Tuesday, August 4, 2009

Cash For Clunkers, Day 11 (or 34?)

Update: The House has approved another $2,000,000 in funding for the program, but the Senate must approved as well, and before the recess starts on Friday. The margin of approval in the House indicates a popularity too great for the Senate to fight, so they seem likely to approve.

Besides the Unemployment extensions, this seems to be the first bailout program that directly benefits the average family. Other bailout money has gone to banks, car manufacturers, and government contractors, all a bit outside the mainstream. In a mostly consumer economy, helping the mainstream consumers will be the most effective stimulus.

KQED's Forum just had a show on the subject. The Harvard economics professor seemed only concerned about the debt the US was incurring for this stimulus program, but not for any of the other programs. Cash for Clunkers has used a billion, is waiting for the approval of two more, and even if there is another extension, it is likely to be less than for 10 total. Haven't the other bailouts been in the range of tens or even hundreds of billions? And that professor wants to gainsay even a small step towards equality?
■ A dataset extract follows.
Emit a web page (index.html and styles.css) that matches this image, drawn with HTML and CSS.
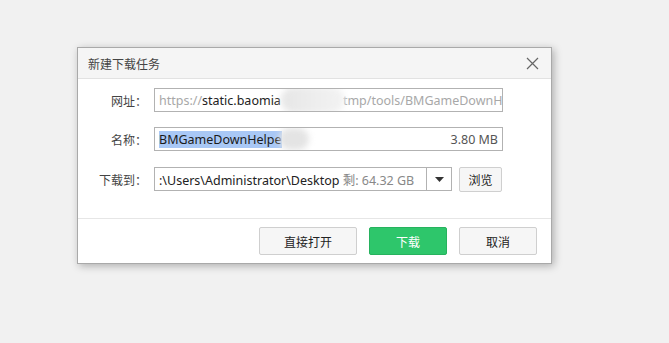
FILE: index.html
```html
<!DOCTYPE html>
<html lang="zh-CN">
<head>
<meta charset="utf-8">
<title>新建下载任务</title>
<link rel="stylesheet" href="styles.css">
</head>
<body>
<div class="dialog">
  <div class="titlebar">
    <span class="title">新建下载任务</span>
    <span class="close">
      <svg width="13" height="13" viewBox="0 0 13 13"><path d="M1 1L12 12M12 1L1 12" stroke="#666" stroke-width="1.2" fill="none"/></svg>
    </span>
  </div>
  <div class="body">
    <div class="row">
      <span class="label">网址：</span>
      <div class="field url">
        <span class="muted">https://</span><span class="dark">static.baomia</span><span class="blob blob1"></span><span class="muted">tmp/tools/BMGameDownH</span>
      </div>
    </div>
    <div class="row">
      <span class="label">名称：</span>
      <div class="field name">
        <span class="sel">BMGameDownHelpe</span><span class="blob blob2"></span>
        <span class="size">3.80 MB</span>
      </div>
    </div>
    <div class="row row3">
      <span class="label">下载到：</span>
      <div class="combo">
        <div class="combo-text"><span class="line"><span class="dark">:\Users\Administrator\Desktop</span> <span class="free">剩: 64.32 GB</span></span></div>
        <div class="combo-arrow"><svg width="9" height="5" viewBox="0 0 9 5"><path d="M0 0H9L4.5 5Z" fill="#333"/></svg></div>
      </div>
      <button class="btn small">浏览</button>
    </div>
  </div>
  <div class="footer">
    <button class="btn wide">直接打开</button>
    <button class="btn primary">下载</button>
    <button class="btn">取消</button>
  </div>
</div>
</body>
</html>
```
FILE: styles.css
```css
html, body {
  margin: 0;
  padding: 0;
}
body {
  background: #f1f1f1;
  font-family: "Noto Sans CJK SC", "Noto Sans", sans-serif;
  font-size: 12px;
  color: #333;
  height: 343px;
  overflow: hidden;
}
.dialog {
  margin-left: 77px;
  margin-top: 47px;
  width: 473px;
  border: 1px solid #a9a9a9;
  background: #fff;
  box-shadow: 2px 2px 8px rgba(0,0,0,0.28);
  display: flex;
  flex-direction: column;
}
.titlebar {
  height: 30px;
  background: #f5f5f5;
  border-bottom: 1px solid #e2e2e2;
  display: flex;
  align-items: center;
  justify-content: space-between;
  padding: 0 12px 0 10px;
}
.title {
  color: #444;
}
.close {
  display: flex;
  align-items: center;
}
.body {
  padding: 9px 0 27px 0;
  display: flex;
  flex-direction: column;
  gap: 15px;
  border-bottom: 1px solid #e6e6e6;
}
.row {
  display: flex;
  align-items: center;
  height: 24px;
}
.row3 {
  margin-top: 1px;
}
.label {
  width: 69px;
  text-align: right;
  margin-right: 7px;
  color: #444;
}
.field, .combo-text {
  font-family: "Noto Sans", "Noto Sans CJK SC", sans-serif;
  font-size: 12.5px;
}
.field {
  width: 339px;
  height: 22px;
  border: 1px solid #b2b2b2;
  padding: 0 4px;
  display: flex;
  align-items: center;
  white-space: nowrap;
  overflow: hidden;
}
.muted { color: #a8a8a8; }
.dark { color: #222; }
.blob {
  display: inline-block;
  flex: none;
  filter: blur(3px);
  border-radius: 14px;
}
.blob1 {
  width: 64px;
  height: 26px;
  background: linear-gradient(90deg, #e6e6e6, #ededed 50%, #f3f3f3);
  margin: 0 -2px 0 0;
}
.blob2 {
  width: 30px;
  height: 22px;
  background: #e4e4e4;
  margin-left: -3px;
}
.sel {
  background: #a9c8f5;
  color: #1a1a1a;
  line-height: 17px;
}
.size {
  margin-left: auto;
  color: #555;
}
.combo {
  width: 296px;
  height: 22px;
  border: 1px solid #b2b2b2;
  display: flex;
  align-items: stretch;
}
.combo-text {
  flex: 1;
  padding: 0 4px;
  display: flex;
  align-items: center;
  overflow: hidden;
}
.line {
  white-space: nowrap;
}
.free { color: #888; }
.combo-arrow {
  width: 24px;
  border-left: 1px solid #b2b2b2;
  display: flex;
  align-items: center;
  justify-content: center;
}
.btn {
  font-family: "Noto Sans CJK SC", "Noto Sans", sans-serif;
  font-size: 12px;
  color: #222;
  width: 78px;
  height: 28px;
  border: 1px solid #cfcfcf;
  border-radius: 2px;
  background: #f6f6f6;
  padding: 0;
  display: flex;
  align-items: center;
  justify-content: center;
}
.btn.wide {
  width: 98px;
}
.btn.small {
  width: 43px;
  height: 25px;
  margin-left: 7px;
}
.btn.primary {
  background: #2ec66b;
  border-color: #27b25e;
  color: #fff;
}
.footer {
  height: 44px;
  display: flex;
  justify-content: flex-end;
  align-items: center;
  gap: 12px;
  padding-right: 14px;
  box-sizing: border-box;
}
```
His main plea was for a gas tax. I often wonder about people who appeal for such highly unpopular and unlikely strategies. Are they really hoping nothing will change, like Bush Jr. and his hydrogen research?
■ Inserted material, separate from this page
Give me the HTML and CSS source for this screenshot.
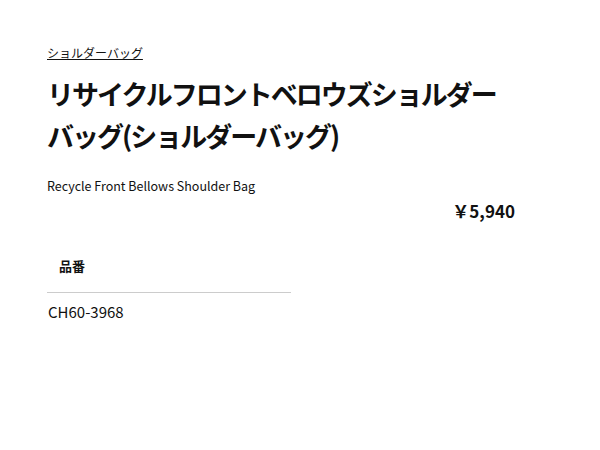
FILE: index.html
```html
<!DOCTYPE html>
<html lang="ja">
<head>
<meta charset="utf-8">
<link rel="stylesheet" href="styles.css">
</head>
<body>
<div class="page">
  <a class="crumb" href="#">ショルダーバッグ</a>
  <h1 class="title">リサイクルフロントベロウズショルダーバッグ(ショルダーバッグ)</h1>
  <p class="en">Recycle Front Bellows Shoulder Bag</p>
  <div class="price">￥5,940</div>
  <div class="spec">
    <div class="spec-head">品番</div>
    <div class="spec-val">CH60-3968</div>
  </div>
</div>
</body>
</html>
```
FILE: styles.css
```css
html, body { margin: 0; padding: 0; background: #fff; }
body { font-family: "Noto Sans CJK JP", "Open Sans", sans-serif; color: #111; }
.page { width: 470px; padding: 43px 0 0 47px; }
.crumb { display: block; font-size: 12px; color: #111; text-decoration: underline; line-height: 20px; }
.title { margin: 10px 0 0; font-size: 27px; font-weight: 700; line-height: 42px; width: 470px; letter-spacing: -2px; }
.en { margin: 19px 0 0; font-size: 12.5px; line-height: 20px; }
.price { text-align: right; font-size: 17px; font-weight: 700; line-height: 24px; margin-top: 3px; padding-right: 2px; }
.spec { width: 244px; margin-top: 33px; }
.spec-head { font-size: 13px; font-weight: 700; padding: 0 12px; line-height: 20px; padding-bottom: 16px; border-bottom: 1px solid #ccc; }
.spec-val { font-size: 15px; line-height: 22px; padding-top: 8px; padding-left: 1px; }
```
In any case, I sure will not miss those SUVs and trucks that are mostly being replaced by regular cars. We should all watch for changes in auto fatalities in the next year, along with reductions in the US trade deficit stemming from reduced oil demand.
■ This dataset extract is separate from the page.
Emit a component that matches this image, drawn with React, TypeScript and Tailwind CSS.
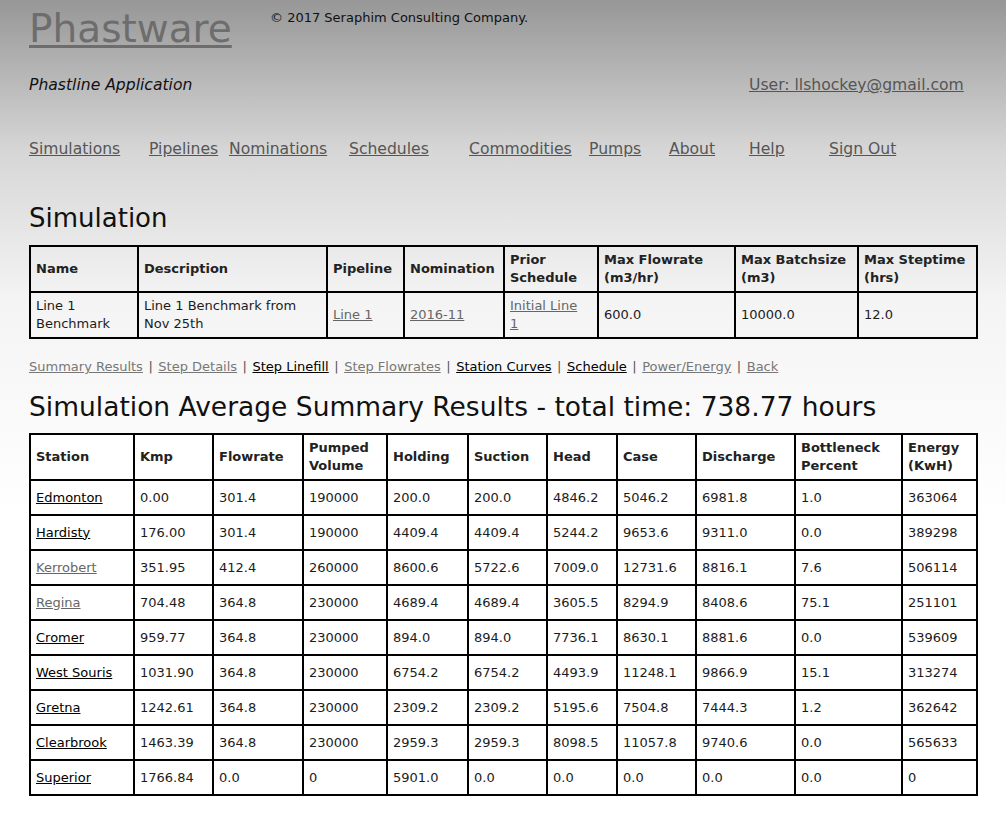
import React from 'react';

const font = "font-['DejaVu_Sans',Verdana,sans-serif]";

const navLinks = [
  { label: 'Simulations', w: 'w-[120px]' },
  { label: 'Pipelines', w: 'w-[80px]' },
  { label: 'Nominations', w: 'w-[120px]' },
  { label: 'Schedules', w: 'w-[120px]' },
  { label: 'Commodities', w: 'w-[120px]' },
  { label: 'Pumps', w: 'w-[80px]' },
  { label: 'About', w: 'w-[80px]' },
  { label: 'Help', w: 'w-[80px]' },
  { label: 'Sign Out', w: 'w-[80px]' },
];

const subLinks = [
  { label: 'Summary Results', visited: true },
  { label: 'Step Details', visited: true },
  { label: 'Step Linefill', visited: false },
  { label: 'Step Flowrates', visited: true },
  { label: 'Station Curves', visited: false },
  { label: 'Schedule', visited: false },
  { label: 'Power/Energy', visited: true },
  { label: 'Back', visited: true },
];

const simCols = [108, 189, 77, 100, 94, 137, 123, 119];

const summaryCols = [104, 79, 90, 84, 81, 79, 70, 79, 99, 107, 75];
const summaryHead = ['Station', 'Kmp', 'Flowrate', 'Pumped Volume', 'Holding', 'Suction', 'Head', 'Case', 'Discharge', 'Bottleneck Percent', 'Energy (KwH)'];

const rows: { name: string; visited: boolean; vals: string[] }[] = [
  { name: 'Edmonton', visited: false, vals: ['0.00', '301.4', '190000', '200.0', '200.0', '4846.2', '5046.2', '6981.8', '1.0', '363064'] },
  { name: 'Hardisty', visited: false, vals: ['176.00', '301.4', '190000', '4409.4', '4409.4', '5244.2', '9653.6', '9311.0', '0.0', '389298'] },
  { name: 'Kerrobert', visited: true, vals: ['351.95', '412.4', '260000', '8600.6', '5722.6', '7009.0', '12731.6', '8816.1', '7.6', '506114'] },
  { name: 'Regina', visited: true, vals: ['704.48', '364.8', '230000', '4689.4', '4689.4', '3605.5', '8294.9', '8408.6', '75.1', '251101'] },
  { name: 'Cromer', visited: false, vals: ['959.77', '364.8', '230000', '894.0', '894.0', '7736.1', '8630.1', '8881.6', '0.0', '539609'] },
  { name: 'West Souris', visited: false, vals: ['1031.90', '364.8', '230000', '6754.2', '6754.2', '4493.9', '11248.1', '9866.9', '15.1', '313274'] },
  { name: 'Gretna', visited: false, vals: ['1242.61', '364.8', '230000', '2309.2', '2309.2', '5195.6', '7504.8', '7444.3', '1.2', '362642'] },
  { name: 'Clearbrook', visited: false, vals: ['1463.39', '364.8', '230000', '2959.3', '2959.3', '8098.5', '11057.8', '9740.6', '0.0', '565633'] },
  { name: 'Superior', visited: false, vals: ['1766.84', '0.0', '0', '5901.0', '0.0', '0.0', '0.0', '0.0', '0.0', '0'] },
];

const cell = 'border-2 border-black px-[5px] py-0 text-left align-middle leading-[18px]';

export default function App() {
  return (
    <div className={`${font} min-h-[821px] bg-[linear-gradient(to_bottom,#979797_0px,#d6d6d6_150px,#f4f4f4_300px,#ffffff_520px)] px-[29px] text-[13px] text-[#1c1c1c]`}>
      {/* header */}
      <div className="flex items-start">
        <a href="#" className="w-[241px] pt-[7px] text-[39px] leading-[44px] text-[#6d6d6d] underline decoration-[3px] underline-offset-[3px]">
          Phastware
        </a>
        <span className="pt-[8px] text-[13px] text-[#111]">© 2017 Seraphim Consulting Company.</span>
      </div>

      <div className="mt-[24px] flex items-center text-[15.6px] leading-[20px]">
        <span className="w-[720px] italic text-[#111]">Phastline Application</span>
        <a href="#" className="text-[#555] underline">User: llshockey@gmail.com</a>
      </div>

      <nav className="mt-[44px] flex text-[15.6px] leading-[20px]">
        {navLinks.map((l) => (
          <div key={l.label} className={l.w}>
            <a href="#" className="text-[#555] underline">{l.label}</a>
          </div>
        ))}
      </nav>

      <h1 className="mt-[43px] text-[26px] leading-[32px] font-normal text-[#111]">Simulation</h1>

      <table className="mt-[11px] w-[949px] table-fixed border-collapse border-2 border-black">
        <colgroup>
          {simCols.map((w, i) => <col key={i} style={{ width: w }} />)}
        </colgroup>
        <thead>
          <tr className="h-[46px]">
            {['Name', 'Description', 'Pipeline', 'Nomination', 'Prior Schedule', 'Max Flowrate (m3/hr)', 'Max Batchsize (m3)', 'Max Steptime (hrs)'].map((h) => (
              <th key={h} className={`${cell} font-bold text-[#222]`}>{h}</th>
            ))}
          </tr>
        </thead>
        <tbody>
          <tr className="h-[46px]">
            <td className={cell}>Line 1 Benchmark</td>
            <td className={cell}>Line 1 Benchmark from Nov 25th</td>
            <td className={cell}><a href="#" className="text-[#666] underline">Line 1</a></td>
            <td className={cell}><a href="#" className="text-[#666] underline">2016-11</a></td>
            <td className={cell}><a href="#" className="text-[#666] underline">Initial Line<br />1</a></td>
            <td className={cell}>600.0</td>
            <td className={cell}>10000.0</td>
            <td className={cell}>12.0</td>
          </tr>
        </tbody>
      </table>

      <div className="mt-[19px] flex flex-wrap leading-[18px]">
        {subLinks.map((l, i) => (
          <React.Fragment key={l.label}>
            {i > 0 && <span className="px-[5.5px] text-[#555]">|</span>}
            <a href="#" className={`underline ${l.visited ? 'text-[#777]' : 'text-black'}`}>{l.label}</a>
          </React.Fragment>
        ))}
      </div>

      <h2 className="mt-[15px] text-[26.5px] leading-[32px] font-normal text-[#111]">
        Simulation Average Summary Results - total time: 738.77 hours
      </h2>

      <table className="mt-[10px] w-[949px] table-fixed border-collapse border-2 border-black bg-white">
        <colgroup>
          {summaryCols.map((w, i) => <col key={i} style={{ width: w }} />)}
        </colgroup>
        <thead>
          <tr className="h-[46px]">
            {summaryHead.map((h) => (
              <th key={h} className={`${cell} font-bold text-[#222]`}>{h}</th>
            ))}
          </tr>
        </thead>
        <tbody>
          {rows.map((r) => (
            <tr key={r.name} className="h-[35px]">
              <td className={cell}>
                <a href="#" className={`underline ${r.visited ? 'text-[#666]' : 'text-black'}`}>{r.name}</a>
              </td>
              {r.vals.map((v, i) => (
                <td key={i} className={cell}>{v}</td>
              ))}
            </tr>
          ))}
        </tbody>
      </table>
      <div className="h-[24px]" />
    </div>
  );
}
In fact, we should recommend our congressmen offer a second round of the program: if the economy continues to flounder, we will help the average family while saving oil; and if the economy picks up, the qualifications can require greater mileage improvements. Removing these gas guzzlers from the roads will go a long way towards energy independence. And don't forget that the rest of the world will see that the US has finally gotten off its good intentions and done something measurable. We might go into the next round of climate talks with a lot more clout & credibility.

I personally think that this sustainability program is one of the best for how it mixes public and private sector benefits. It will be a frequently cited example of efforts that improve both the environment and the economy.